Beaucoup de choses se disent sur le coup d’État contre Tombalbaye, mais nous sommes trois à connaître ce qui s’est réellement passé. Ngartokété, Saleh Biani et moi-même Ressa. Trois mois avant le coup d’État, Tombalbaye nous appelait tous les jours. Il suivait tout ce qui se passait de bout en bout. Et il nous disait qu’il y aura un coup d’Etat. Or les gens disent que ce sont les Tchadiens qui l’ont tué ce n’est pas vrai. Tombalbaye nous disait “les Français s’en prennent à moi, si demain je tombe ce sont les Français. Ce n’est pas parce que les Tchadiens ne veulent plus de moi’’. Il nous avait donné le code par lequel ils vont l’abattre : Le fruit est mûr !“, rapporte Ressa.

Il nous disait “quand vous entendrez dire le fruit est mûr, ça veut dire que les Français sont prêts à m’abattre”. Il nous a dit qu’il est temps qu’il aille pleurer son frère Mitta le chef de canton de Bodo (province du Logone oriental). Puis il est allé à Bodo en disant : “Ma moy da yom a totite yo kindja”, entendez “A ma mort, ma dépouille sera comme celle d’un poulet abandonné”. Donc tous les trois proches du président, Saleh Biani, Ngartokété et moi nous avons retenu le fruit est mûr, et trois mois avant le coup d’Etat, on suivait de près ce qui devait arriver. Un mois avant le coup, des militaires français sont arrivés au camp du but. Ils voulaient entrer puis ont fait demi-tour en disant le fruit est mûr. On ne sait pas qui l’a rapporté au président mais Ngartokété et moi étions informés que le fruit est mûr est déjà tombé.

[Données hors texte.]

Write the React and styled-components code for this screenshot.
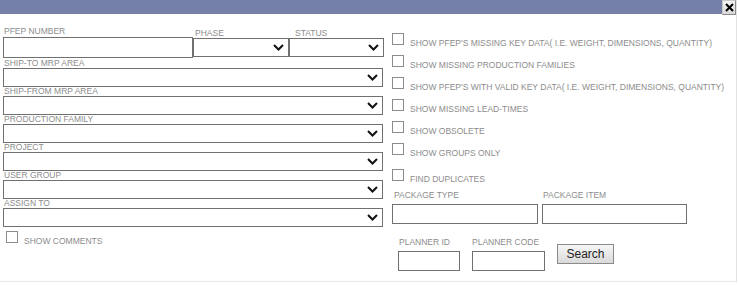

“Le coup d’Etat contre Tombalbaye, Ngartokété n’y est pour rien. Lorsque les premiers coups de feu ont retenti, le général Odingar m’a demandé d’où venaient les tirs, et est-ce qu’on avait donné l’ordre de tirer ? Je lui ai dit non. Puis je l’ai dit cela vient de la villa du président. Il m’a dit je fonce là-bas, tu me suis. Entre temps on m’a déplacé du camp de la gendarmerie pour me loger en face de l’église Kabalaye. Le temps que les gendarmes viennent me récupérer et suivre le général Odingar, c’était déjà un peu tard. Quand je suis arrivé, Ngartokété avait été intercepté par le Français Gouvernec. Ce dernier m’a dit que c’est un coup d’Etat et que ce sont les nôtres qui sont en train de tirer. J’ai donc laissé mes éléments à Ngartokété et suis reparti chercher du renfort. Ngartokété a essayé de contourner la cité de l’Ocam par le fleuve pour aller secourir le président. A mon retour quand j’ai tenté d’entrer par la voie principale, les éléments qui étaient là m’ont dit que c’est trop tard. Je leur ai rétorqué que non, Ngartokété doit être déjà auprès du président puisqu’il était passé par le fleuve, donc il y avait de l’espoir. Mais pour accéder à la villa, il fallait connaitre les signes conventionnels avec les éléments de la compagnie Gazelle qui assurait la sécurité. Une fois le ok d’entrer m’a été donné et que je me suis engagé, Ngartokété, avec les éléments de la gendarmerie, sort du côté du fleuve et marche vers ma direction. J’ai aussitôt donné l’ordre au chef de la garde de ne pas tirer sur lui. Dès que le président a vu Ngartokété venir vers lui, il est sorti en demandant de ne pas tirer sur son aide de camp. Or il y avait un militaire derrière Ngartokété qui a vu le président sortir et l’a abattu d’un coup. Pour certains, j’étais venu pour sauver Ngartokété une fois qu’il aurait abattu le président c’est faux ! Ngartokété n’a jamais été complice de ceux qui ont accepté de tuer le président Tombalbaye (…)

Ainsi témoignait le colonel Nguena Ressa, le 23 mars 2021.